Lisa Perry’s passion for modern art always comes through in her designs, and each season it’s a joy to sit down with her and hear about who and what has inspired her latest collection. For Spring ‘17, she explored the work of Brice Marden, the American minimalist known for his nuanced approach to color. Below, she tells us about how leaving her comfort zone paid off and why empowering women will always be the goal of her designs.
The Window: Tell us about the Spring 2017 collection and how you were inspired by Brice Marden.
Lisa Perry: Looking at Brice Marden’s work was a little bit of a departure from the true primary colors that I use and that everyone knows me for. Brice Marden is about the more offbeat colors that come from mixing, which he did a brilliant job of. Working on this collection was really about an exploration of color. Once I saw the color palette coming together, I decided to see how we could mix them. What was interesting about it was that I went from, in the past, thinking that certain colors clashed, to realizing that all these colors can work together. It was a great place to come to.
What were some of the surprising color combinations that you found along the way?
I was always very hesitant to use yellow and black together—I always thought that combination made you look like a bumblebee! What I found was that by adding grey, like on the gown [above], it immediately made me love the combo. Usually when I think of burgundy, I haven’t been a fan because it reminds me of ‘back to school’ from when I was 10, but when I combined it with pale pink, it was so beautiful. I think the interesting combinations give the collection an edge that people are responding to.
Besides the color palette, what other elements of Brice Marden’s work inspired you?
I’m a minimalist at heart, and Brice is the ultimate minimalist artist. It’s his use of minimalism and geometry that I’m drawn to. I’m known in my collections for colorblocking, and he’s a colorblock painter—although you don’t call it that in the art world, per se. But the way he creates beautiful blocks of color is exactly what my eye is drawn to.
What’s your creative process like? Do you have to have a specific theme in mind when you embark on a new collection?
I start with something that I’ve seen out in the world that inspires me—in this case, the Brice Marden show. I like to dig deeper into something once I decide to focus on it, so I did a complete study of his work. It was interesting because when you look at his body of work, he does these monochromatic paintings with just three stripes, and then he’s also known for his fluid line, abstract black-and-white paintings created freeform using a stick—they aren’t geometric at all. The juxtaposition of the two styles is very interesting. From there, I created a moodboard and then a cohesive color story. After that, we explored fabric and dye and created our own prints. Then we sample, and before you know it, a collection is done and it’s time to start on the next one!

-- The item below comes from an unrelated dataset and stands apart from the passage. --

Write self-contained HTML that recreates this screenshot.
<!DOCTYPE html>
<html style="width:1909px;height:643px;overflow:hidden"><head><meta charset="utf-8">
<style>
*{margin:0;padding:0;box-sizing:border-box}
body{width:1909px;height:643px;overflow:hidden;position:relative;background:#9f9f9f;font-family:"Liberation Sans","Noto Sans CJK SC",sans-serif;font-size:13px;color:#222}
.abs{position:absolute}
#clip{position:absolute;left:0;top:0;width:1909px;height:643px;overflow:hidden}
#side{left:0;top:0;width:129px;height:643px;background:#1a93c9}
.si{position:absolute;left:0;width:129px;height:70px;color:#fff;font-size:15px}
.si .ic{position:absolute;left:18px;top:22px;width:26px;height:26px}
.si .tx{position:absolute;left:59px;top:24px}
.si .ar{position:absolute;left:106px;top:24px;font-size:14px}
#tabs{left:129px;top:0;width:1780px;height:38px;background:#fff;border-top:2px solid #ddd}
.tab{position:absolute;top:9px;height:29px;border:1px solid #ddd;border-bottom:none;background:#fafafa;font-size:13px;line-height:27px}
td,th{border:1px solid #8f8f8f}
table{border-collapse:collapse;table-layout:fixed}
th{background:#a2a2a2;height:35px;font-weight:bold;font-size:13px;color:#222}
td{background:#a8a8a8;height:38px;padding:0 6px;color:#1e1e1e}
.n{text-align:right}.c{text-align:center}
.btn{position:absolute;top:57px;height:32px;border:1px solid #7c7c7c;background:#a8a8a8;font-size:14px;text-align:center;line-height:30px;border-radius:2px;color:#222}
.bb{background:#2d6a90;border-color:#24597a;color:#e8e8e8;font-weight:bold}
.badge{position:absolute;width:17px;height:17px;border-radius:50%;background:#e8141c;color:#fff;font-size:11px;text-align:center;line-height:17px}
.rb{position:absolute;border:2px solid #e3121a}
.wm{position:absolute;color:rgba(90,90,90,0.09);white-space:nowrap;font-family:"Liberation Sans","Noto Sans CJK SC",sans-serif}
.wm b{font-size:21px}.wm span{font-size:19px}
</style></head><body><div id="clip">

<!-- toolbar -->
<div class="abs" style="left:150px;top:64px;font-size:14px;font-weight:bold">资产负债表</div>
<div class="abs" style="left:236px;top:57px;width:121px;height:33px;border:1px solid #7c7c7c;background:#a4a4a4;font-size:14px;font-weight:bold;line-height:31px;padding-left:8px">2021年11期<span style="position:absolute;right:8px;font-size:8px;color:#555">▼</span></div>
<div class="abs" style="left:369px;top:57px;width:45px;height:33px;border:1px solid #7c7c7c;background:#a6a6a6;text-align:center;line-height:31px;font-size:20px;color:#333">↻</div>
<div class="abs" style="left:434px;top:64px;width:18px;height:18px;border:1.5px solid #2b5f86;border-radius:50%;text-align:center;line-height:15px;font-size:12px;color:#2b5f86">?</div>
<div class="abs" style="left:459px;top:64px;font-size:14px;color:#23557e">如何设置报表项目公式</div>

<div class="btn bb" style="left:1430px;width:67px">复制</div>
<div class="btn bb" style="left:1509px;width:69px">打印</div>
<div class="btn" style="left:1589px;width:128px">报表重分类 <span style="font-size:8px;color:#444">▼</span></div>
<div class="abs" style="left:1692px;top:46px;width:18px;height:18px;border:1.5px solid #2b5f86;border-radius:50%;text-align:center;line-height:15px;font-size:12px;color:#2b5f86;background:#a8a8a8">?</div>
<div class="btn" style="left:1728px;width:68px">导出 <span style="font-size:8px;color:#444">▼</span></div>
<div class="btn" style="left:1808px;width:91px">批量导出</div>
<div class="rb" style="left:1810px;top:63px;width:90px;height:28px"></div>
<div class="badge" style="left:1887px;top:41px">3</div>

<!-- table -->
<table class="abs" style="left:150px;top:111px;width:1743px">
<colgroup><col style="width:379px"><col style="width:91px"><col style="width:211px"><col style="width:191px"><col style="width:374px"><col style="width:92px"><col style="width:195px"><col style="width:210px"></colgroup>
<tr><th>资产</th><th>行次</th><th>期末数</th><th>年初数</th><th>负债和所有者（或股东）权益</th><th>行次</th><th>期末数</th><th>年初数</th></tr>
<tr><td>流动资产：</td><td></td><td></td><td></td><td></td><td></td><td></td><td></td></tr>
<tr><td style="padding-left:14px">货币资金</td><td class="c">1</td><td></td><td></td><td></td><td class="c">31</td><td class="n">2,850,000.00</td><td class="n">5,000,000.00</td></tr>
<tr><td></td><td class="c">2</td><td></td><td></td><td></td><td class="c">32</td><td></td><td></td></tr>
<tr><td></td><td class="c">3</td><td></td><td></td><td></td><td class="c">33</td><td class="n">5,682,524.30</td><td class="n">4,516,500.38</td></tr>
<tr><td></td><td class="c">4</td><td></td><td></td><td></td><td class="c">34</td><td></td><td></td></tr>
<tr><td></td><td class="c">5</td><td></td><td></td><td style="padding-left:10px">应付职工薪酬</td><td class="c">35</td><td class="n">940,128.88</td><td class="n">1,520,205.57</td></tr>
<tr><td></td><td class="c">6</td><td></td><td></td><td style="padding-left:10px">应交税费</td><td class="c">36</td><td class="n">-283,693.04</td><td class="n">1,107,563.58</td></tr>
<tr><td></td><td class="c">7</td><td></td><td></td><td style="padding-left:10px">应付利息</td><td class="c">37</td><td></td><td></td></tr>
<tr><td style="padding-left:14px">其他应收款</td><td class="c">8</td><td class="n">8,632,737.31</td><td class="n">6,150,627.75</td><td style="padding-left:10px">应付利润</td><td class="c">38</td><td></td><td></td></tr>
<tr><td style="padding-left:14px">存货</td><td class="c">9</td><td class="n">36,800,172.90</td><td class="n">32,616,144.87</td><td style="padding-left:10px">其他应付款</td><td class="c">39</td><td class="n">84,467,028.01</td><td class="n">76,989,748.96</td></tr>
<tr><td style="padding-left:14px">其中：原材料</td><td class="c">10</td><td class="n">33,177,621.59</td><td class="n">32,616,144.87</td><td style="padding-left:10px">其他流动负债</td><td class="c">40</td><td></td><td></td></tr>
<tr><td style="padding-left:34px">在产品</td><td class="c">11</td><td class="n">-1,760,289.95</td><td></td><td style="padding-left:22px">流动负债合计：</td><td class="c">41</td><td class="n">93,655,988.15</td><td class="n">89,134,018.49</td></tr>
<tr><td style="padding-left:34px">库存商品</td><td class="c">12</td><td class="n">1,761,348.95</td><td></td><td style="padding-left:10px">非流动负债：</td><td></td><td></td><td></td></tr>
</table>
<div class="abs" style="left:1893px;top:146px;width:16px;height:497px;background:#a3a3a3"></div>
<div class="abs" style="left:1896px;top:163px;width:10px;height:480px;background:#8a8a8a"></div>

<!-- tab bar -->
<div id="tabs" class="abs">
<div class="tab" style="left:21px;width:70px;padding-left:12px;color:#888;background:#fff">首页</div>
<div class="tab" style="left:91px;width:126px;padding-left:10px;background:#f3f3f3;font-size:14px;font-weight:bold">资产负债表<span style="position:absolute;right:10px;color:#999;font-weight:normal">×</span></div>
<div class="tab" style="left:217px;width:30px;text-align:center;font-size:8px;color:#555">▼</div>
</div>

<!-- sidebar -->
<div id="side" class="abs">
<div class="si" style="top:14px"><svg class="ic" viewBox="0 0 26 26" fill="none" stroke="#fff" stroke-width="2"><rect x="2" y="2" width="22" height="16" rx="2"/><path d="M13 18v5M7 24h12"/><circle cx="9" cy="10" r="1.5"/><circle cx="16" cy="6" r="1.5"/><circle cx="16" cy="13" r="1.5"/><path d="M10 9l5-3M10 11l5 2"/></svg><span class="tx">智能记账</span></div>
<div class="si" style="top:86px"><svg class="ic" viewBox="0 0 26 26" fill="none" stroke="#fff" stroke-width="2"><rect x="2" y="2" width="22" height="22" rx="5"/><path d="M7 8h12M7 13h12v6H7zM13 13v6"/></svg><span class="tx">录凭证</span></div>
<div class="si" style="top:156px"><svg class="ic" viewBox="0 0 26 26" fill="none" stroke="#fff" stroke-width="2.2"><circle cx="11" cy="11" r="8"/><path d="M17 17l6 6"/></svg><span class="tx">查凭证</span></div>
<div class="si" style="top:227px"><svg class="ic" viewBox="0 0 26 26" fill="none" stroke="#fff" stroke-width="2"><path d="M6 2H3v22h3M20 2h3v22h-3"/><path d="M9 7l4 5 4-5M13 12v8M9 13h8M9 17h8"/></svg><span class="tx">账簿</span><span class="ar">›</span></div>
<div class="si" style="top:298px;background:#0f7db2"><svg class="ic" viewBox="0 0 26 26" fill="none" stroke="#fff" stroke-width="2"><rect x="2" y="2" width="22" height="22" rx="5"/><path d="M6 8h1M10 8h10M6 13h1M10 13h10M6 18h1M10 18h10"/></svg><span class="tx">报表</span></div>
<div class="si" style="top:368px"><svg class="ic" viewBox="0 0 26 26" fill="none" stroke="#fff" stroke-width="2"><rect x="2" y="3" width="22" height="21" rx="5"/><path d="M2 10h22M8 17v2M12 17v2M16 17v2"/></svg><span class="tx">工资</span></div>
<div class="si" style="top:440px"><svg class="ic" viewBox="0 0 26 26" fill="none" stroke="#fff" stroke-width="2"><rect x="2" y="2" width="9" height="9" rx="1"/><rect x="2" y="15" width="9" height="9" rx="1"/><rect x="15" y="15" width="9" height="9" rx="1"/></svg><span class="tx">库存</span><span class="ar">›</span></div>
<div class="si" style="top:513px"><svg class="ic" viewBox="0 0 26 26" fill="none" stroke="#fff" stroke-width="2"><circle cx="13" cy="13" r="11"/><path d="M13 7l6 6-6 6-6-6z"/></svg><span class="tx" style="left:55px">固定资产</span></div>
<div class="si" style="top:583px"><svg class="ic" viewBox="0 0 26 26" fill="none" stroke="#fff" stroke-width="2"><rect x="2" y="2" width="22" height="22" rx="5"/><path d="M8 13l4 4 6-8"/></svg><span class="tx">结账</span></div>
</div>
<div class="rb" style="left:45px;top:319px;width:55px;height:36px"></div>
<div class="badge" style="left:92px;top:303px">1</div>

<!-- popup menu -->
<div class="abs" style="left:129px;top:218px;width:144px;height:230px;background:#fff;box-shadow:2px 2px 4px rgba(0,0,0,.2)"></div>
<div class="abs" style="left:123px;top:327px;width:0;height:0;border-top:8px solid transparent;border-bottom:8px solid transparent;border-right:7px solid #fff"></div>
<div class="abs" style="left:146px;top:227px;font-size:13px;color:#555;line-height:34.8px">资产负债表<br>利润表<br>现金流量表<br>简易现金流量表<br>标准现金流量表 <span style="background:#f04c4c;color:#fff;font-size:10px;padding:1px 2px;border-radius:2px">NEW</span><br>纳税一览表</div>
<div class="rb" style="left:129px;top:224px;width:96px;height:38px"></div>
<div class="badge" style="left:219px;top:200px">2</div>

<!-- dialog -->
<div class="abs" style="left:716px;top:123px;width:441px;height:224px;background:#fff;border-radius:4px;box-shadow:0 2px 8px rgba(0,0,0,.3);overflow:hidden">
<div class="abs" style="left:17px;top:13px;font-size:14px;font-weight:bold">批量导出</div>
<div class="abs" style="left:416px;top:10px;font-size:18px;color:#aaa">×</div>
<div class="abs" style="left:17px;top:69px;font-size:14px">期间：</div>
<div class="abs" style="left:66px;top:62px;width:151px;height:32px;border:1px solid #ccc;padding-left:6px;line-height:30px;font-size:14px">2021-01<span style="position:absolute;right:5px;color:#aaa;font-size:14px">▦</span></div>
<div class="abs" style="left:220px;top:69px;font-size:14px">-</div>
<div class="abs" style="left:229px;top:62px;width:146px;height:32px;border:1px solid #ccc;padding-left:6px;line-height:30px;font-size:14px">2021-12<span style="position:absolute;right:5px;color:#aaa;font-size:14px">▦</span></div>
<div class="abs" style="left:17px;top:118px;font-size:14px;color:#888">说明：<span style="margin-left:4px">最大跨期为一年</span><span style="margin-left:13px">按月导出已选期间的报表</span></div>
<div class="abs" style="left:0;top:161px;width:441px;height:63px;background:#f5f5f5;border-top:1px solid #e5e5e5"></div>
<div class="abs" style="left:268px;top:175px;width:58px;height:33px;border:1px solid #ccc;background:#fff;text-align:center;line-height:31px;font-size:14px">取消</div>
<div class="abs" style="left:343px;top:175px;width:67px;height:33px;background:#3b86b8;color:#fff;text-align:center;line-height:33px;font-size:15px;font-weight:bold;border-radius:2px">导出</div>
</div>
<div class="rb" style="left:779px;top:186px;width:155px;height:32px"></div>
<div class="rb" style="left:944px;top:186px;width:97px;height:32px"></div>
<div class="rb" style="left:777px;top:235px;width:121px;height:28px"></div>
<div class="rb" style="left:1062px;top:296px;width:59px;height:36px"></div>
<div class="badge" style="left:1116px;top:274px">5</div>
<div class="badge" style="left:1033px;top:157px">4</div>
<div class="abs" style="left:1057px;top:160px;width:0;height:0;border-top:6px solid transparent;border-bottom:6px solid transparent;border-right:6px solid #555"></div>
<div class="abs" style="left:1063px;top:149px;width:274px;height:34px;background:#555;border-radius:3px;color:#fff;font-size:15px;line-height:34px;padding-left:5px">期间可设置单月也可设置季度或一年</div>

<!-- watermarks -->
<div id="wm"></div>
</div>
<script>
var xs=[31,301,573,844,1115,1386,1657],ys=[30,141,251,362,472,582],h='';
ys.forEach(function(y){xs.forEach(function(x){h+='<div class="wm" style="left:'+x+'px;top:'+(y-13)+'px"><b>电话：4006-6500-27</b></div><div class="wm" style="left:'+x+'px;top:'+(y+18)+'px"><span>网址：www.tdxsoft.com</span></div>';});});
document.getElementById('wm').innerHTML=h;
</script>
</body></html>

Do you design with specific muses or women in mind?
When I started almost 10 years ago, it was all about empowering women. It was about allowing women to be able to really shine in these clothes. I’ve been using this hot pink color since my first collection. Women would always come to me and say, “I could never wear that, it’ll make me stand out too much.” I would always tell them that standing out is a good thing. It’s important to be able to walk into a room and feel you don’t have to hide. In New York especially, all my ladies just wanted to wear black, and I’d try to get into their psyche by holding that pink to their face so they could feel themselves glowing. There’s a way, through clothes, to help women feel empowered and step out of their comfort zones—that has always been very important to me. I love getting emails and notes from women who appreciated how wearing color made them feel powerful. I’m really proud of that.